Moody’s Investors Service cut Merrill’s credit rating and the firm’s shares fell after it posted the second-quarter net loss of $4.65 billion, or $4.97 a share. The results, which compared with earnings of $2.14 billion a year earlier, were worse than the most pessimistic analyst forecast in a survey by Bloomberg.
The chief executive officer of the company, John Thain, cut about 4,200 jobs in the first half of the year and is divesting assets to stem record losses and a 43% drop in Merrill’s share price during 2008. The company said it completed a $4.43 billion sale of its stake in Bloomberg LP and plans to sell a controlling interest in Financial Data Services Inc. Merrill’s charges from the credit crisis now exceed $46 billion.

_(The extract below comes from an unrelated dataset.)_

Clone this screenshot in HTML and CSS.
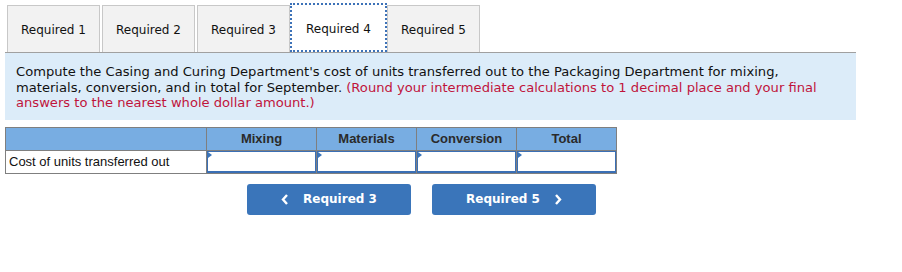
FILE: index.html
```html
<!DOCTYPE html>
<html lang="en">

<head>
    <meta charset="UTF-8">
    <title>Required 4</title>
    <link rel="stylesheet" href="styles.css">
</head>

<body>
    <div class="page">
        <div class="tabs">
            <div class="tab">Required 1</div>
            <div class="tab">Required 2</div>
            <div class="tab">Required 3</div>
            <div class="tab active">Required 4</div>
            <div class="tab">Required 5</div>
        </div>

        <div class="question">
            Compute the Casing and Curing Department's cost of units transferred out to the Packaging Department for mixing,
            materials, conversion, and in total for September.
            <span class="note">(Round your intermediate calculations to 1 decimal place and your final answers to the nearest whole dollar amount.)</span>
        </div>

        <table class="answer">
            <tr>
                <th class="label-col"></th>
                <th class="mix-col">Mixing</th>
                <th>Materials</th>
                <th>Conversion</th>
                <th>Total</th>
            </tr>
            <tr>
                <td class="label">Cost of units transferred out</td>
                <td class="cell"><input type="text"></td>
                <td class="cell"><input type="text"></td>
                <td class="cell"><input type="text"></td>
                <td class="cell"><input type="text"></td>
            </tr>
        </table>

        <div class="nav">
            <button class="nav-btn">
                <svg class="chev" width="8" height="11" viewBox="0 0 8 11"><polyline points="6,1 2,5.5 6,10" fill="none" stroke="white" stroke-width="2.4"/></svg>
                Required 3
            </button>
            <button class="nav-btn">
                Required 5
                <svg class="chev" width="8" height="11" viewBox="0 0 8 11"><polyline points="2,1 6,5.5 2,10" fill="none" stroke="white" stroke-width="2.4"/></svg>
            </button>
        </div>
    </div>
</body>

</html>
```

FILE: styles.css
```css
body {
    margin: 0;
    background-color: white;
    font-family: "DejaVu Sans", Verdana, sans-serif;
    color: #111;
}

.page {
    padding: 3px 0 0 5px;
}

.tabs {
    display: flex;
    align-items: flex-end;
    gap: 2px;
    width: 851px;
    padding-left: 2px;
    box-sizing: border-box;
    border-bottom: 1px solid #a0a0a0;
}

.tab {
    width: 93px;
    height: 47px;
    box-sizing: border-box;
    display: flex;
    align-items: center;
    justify-content: center;
    background-color: #f2f2f2;
    border: 1px solid #c8c8c8;
    border-bottom: none;
    font-size: 12px;
    padding-top: 1px;
}

.tab.active {
    width: 97px;
    height: 49px;
    margin: 0 -2px;
    background-color: white;
    border: 2px dotted #3d72b8;
    padding-top: 3px;
}

.question {
    width: 851px;
    box-sizing: border-box;
    background-color: #dcecf9;
    padding: 11px 24px 9px 11px;
    font-size: 13.1px;
    line-height: 15.5px;
}

.note {
    color: #c0143c;
}

.answer {
    margin-top: 7px;
    border-collapse: collapse;
    font-family: "Liberation Sans", Arial, sans-serif;
}

.answer th {
    background-color: #78ade2;
    border: 1px solid #7f7f7f;
    height: 22px;
    padding: 0;
    width: 99px;
    font-size: 13px;
    color: #2a2a2a;
}

.answer th.label-col {
    width: 200px;
}

.answer th.mix-col {
    width: 109px;
}

.answer td {
    border: 1px solid #7f7f7f;
    height: 22px;
    padding: 0;
}

.answer td.label {
    font-size: 13px;
    padding-left: 3px;
    text-align: left;
}

.answer td.cell {
    position: relative;
}

.cell input {
    display: block;
    width: 100%;
    height: 22px;
    box-sizing: border-box;
    border: 1px solid #3a6fb5;
    border-bottom-width: 2px;
    margin: 0;
    padding: 0;
}

.cell::before {
    content: "";
    position: absolute;
    left: 1px;
    top: 1px;
    border-top: 3px solid transparent;
    border-bottom: 3px solid transparent;
    border-left: 4px solid #3a75ba;
}

.nav {
    display: flex;
    gap: 21px;
    margin: 10px 0 0 242px;
}

.nav-btn {
    width: 164px;
    height: 31px;
    display: flex;
    align-items: center;
    justify-content: center;
    gap: 14px;
    background-color: #3a75ba;
    color: white;
    border: none;
    border-radius: 3px;
    font-family: "DejaVu Sans", Tahoma, sans-serif;
    font-size: 12px;
    font-weight: bold;
    cursor: pointer;
}
```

Also yesterday, JPMorgan Chase & Co., the largest American bank by market value, said profit fell 53%, a smaller drop than analysts estimated, on mortgage-related writedowns and costs from the takeover of Bear Stearns Cos.
JPMorgan rose almost 6% in New York trading after the company said second-quarter net income was $2 billion, or 54 cents a share, compared with estimates for 44 cents in a survey of analysts by Bloomberg. Profit was $4.23 billion, or $1.20 a share, a year earlier, the New York-based bank said in a statement yesterday.